In practical terms, the case asks where the line exists between ordinary religious gatherings in a home and a “house of worship” subject to zoning approval.
That question could prove significant for many minority faiths that regularly worship in private homes.
An amicus brief filed by the Pacific Justice Institute argues that discretionary zoning systems have historically imposed disproportionate burdens on minority religions because unfamiliar religious practices often encounter neighborhood opposition and ad hoc governmental decision-making.

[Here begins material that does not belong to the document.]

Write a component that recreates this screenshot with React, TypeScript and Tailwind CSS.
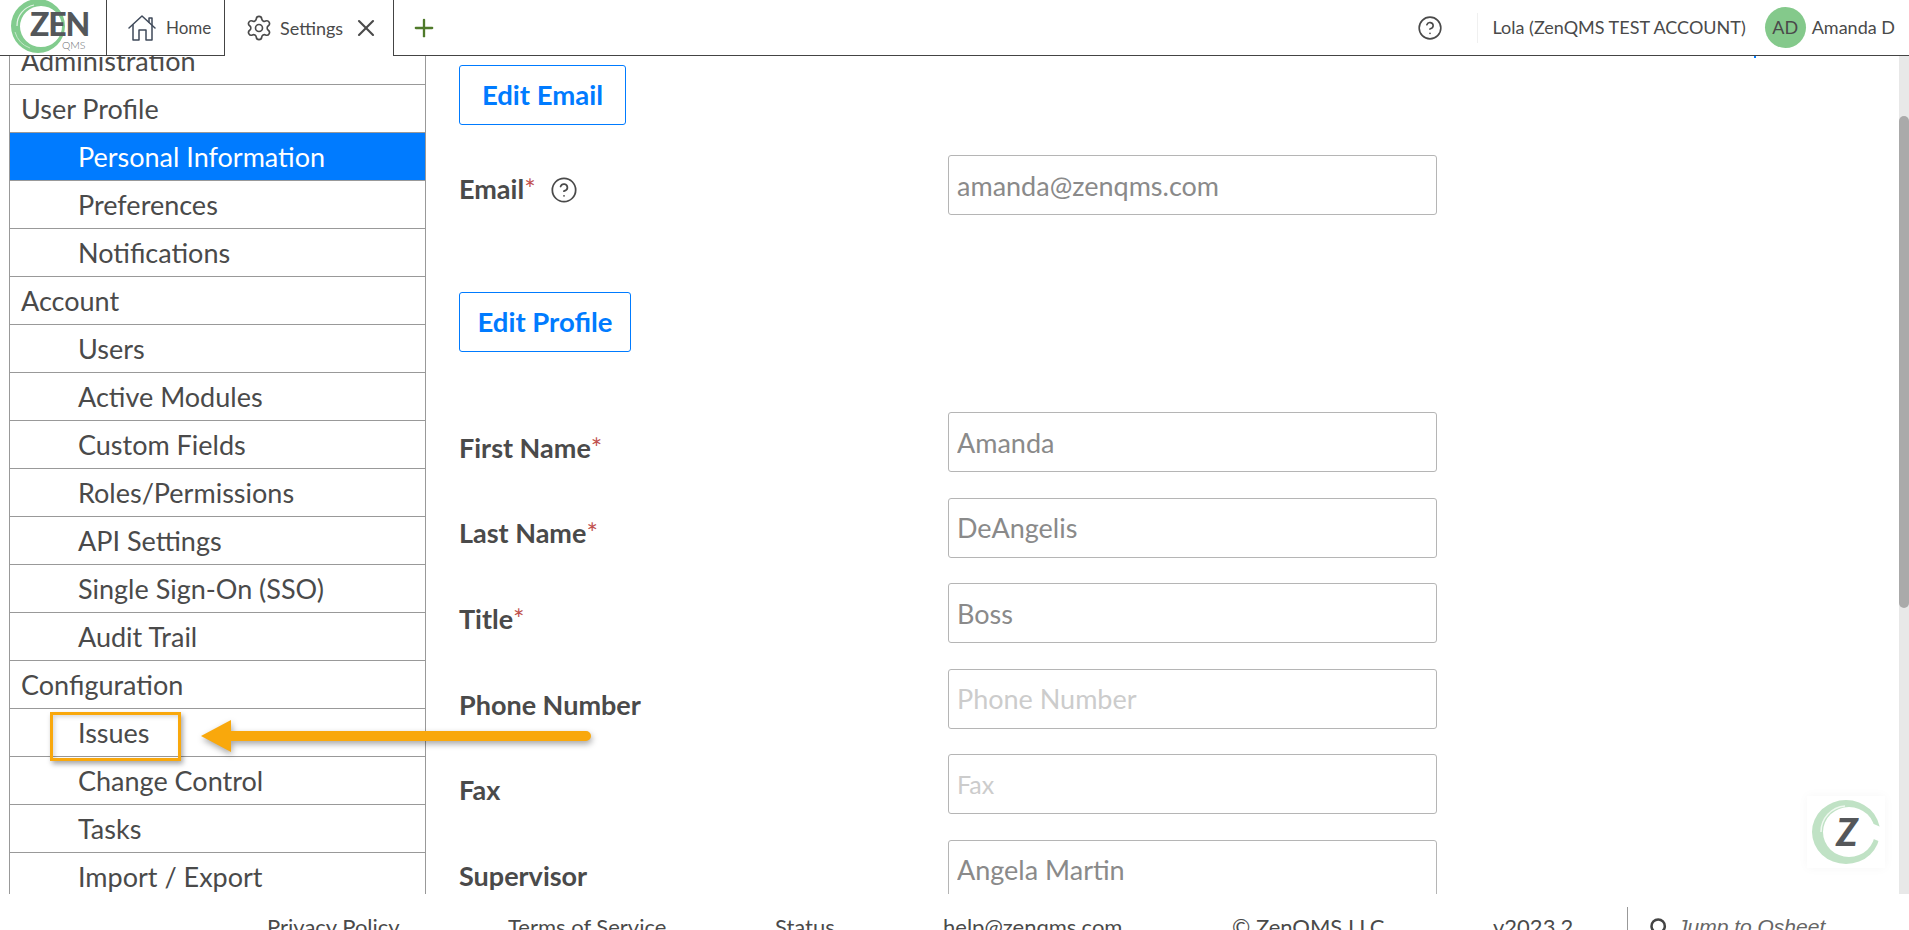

For many contemporary Pagan traditions, home worship is a central feature of religious practice. Groups frequently meet in members’ homes not only because they may lack the resources to maintain dedicated temples or permanent worship spaces, but also because private residences offer a degree of privacy and security. Some covens and other Pagan communities intentionally keep the locations of their gatherings private to reduce the risk of harassment, discrimination, or unwanted public attention. For some traditions, gathering in a private home is not simply a practical necessity but an established expression of religious practice.

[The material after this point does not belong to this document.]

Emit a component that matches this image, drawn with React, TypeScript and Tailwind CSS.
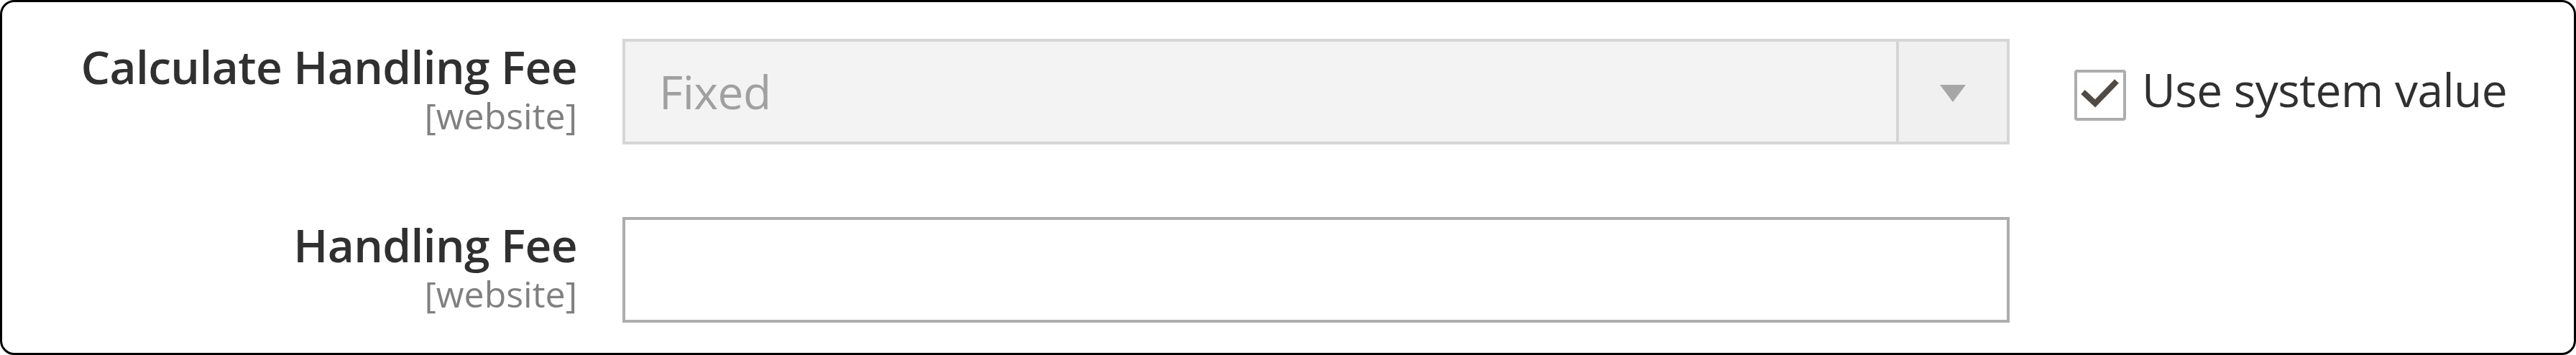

A Supreme Court ruling clarifying when home-based religious gatherings become subject to zoning regulation could therefore affect a broad range of minority faith communities whose religious practice centers on private residences rather than traditional houses of worship.
The Court is expected to hear oral arguments during its October 2026 Term, with a decision anticipated before the end of the Term in late June or early July 2027.
The Wild Hunt will continue following the case as it proceeds before the Court.